What is employer branding in 2026?

It is a data-led reputation discipline that connects how an organisation treats and develops people with how it is perceived by candidates, employees, and the public. In 2026, it must also account for how AI tools represent employers in generative search results.

How has AI changed employer branding?

Generative AI tools now mediate much of the candidate research process. They construct employer summaries from structured content, review data, and third-party coverage. Organisations with specific, well-structured public information about their working conditions are better represented in these outputs than those with generic culture pages.

What should an EVP focus on in 2026?

The topics candidates scrutinise most closely are AI and job change, pay transparency, flexibility and location expectations, and career development.

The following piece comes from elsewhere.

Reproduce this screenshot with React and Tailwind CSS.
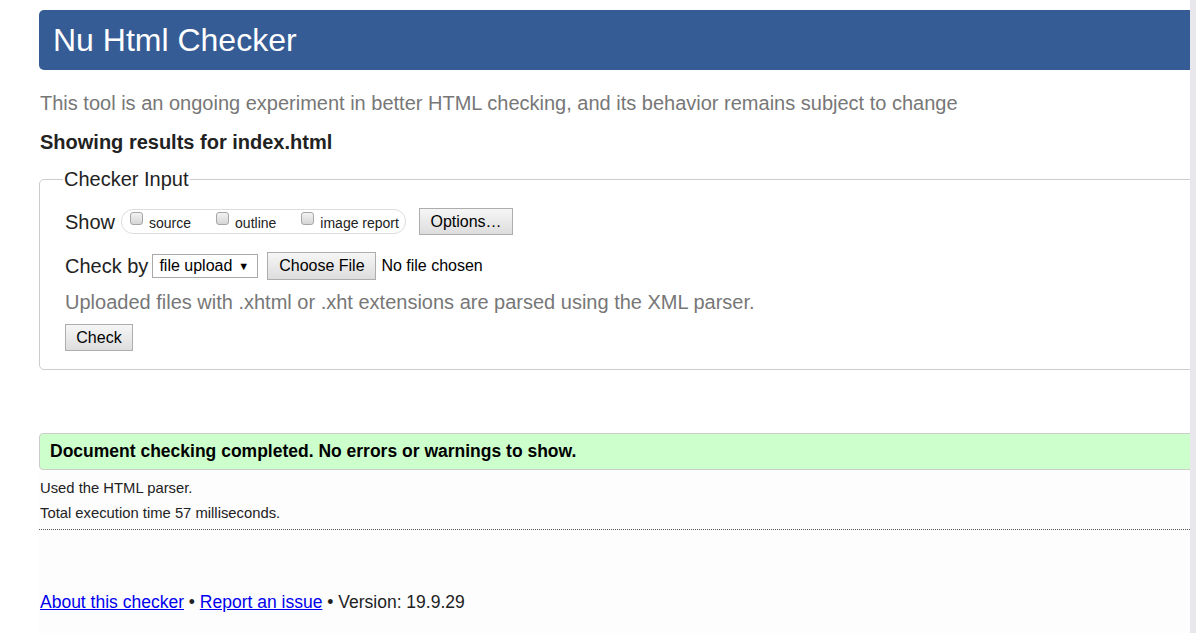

An EVP that is specific and honest on these points is more useful than one that leads with perks.

How do you measure employer brand impact?

Track a small set of indicators across awareness, advocacy (eNPS and cNPS), reputation, and hiring and retention outcomes. Set baselines before you start and measure over at least 12 months. Connect metrics to business outcomes to make the case to senior leadership.

Why does employee voice matter more than brand campaigns?

Candidates trust peer accounts more than brand-produced content. Employee-generated content on LinkedIn, short-form video, and review platforms reaches candidates at the research stage and carries more credibility than official employer messaging.

What is GEO in employer branding?

Generative engine optimisation (GEO) refers to structuring content so that AI tools can accurately extract and summarise it. For employer brand purposes, this means clear headings, specific data points, and substantive answers to questions candidates commonly ask about working conditions.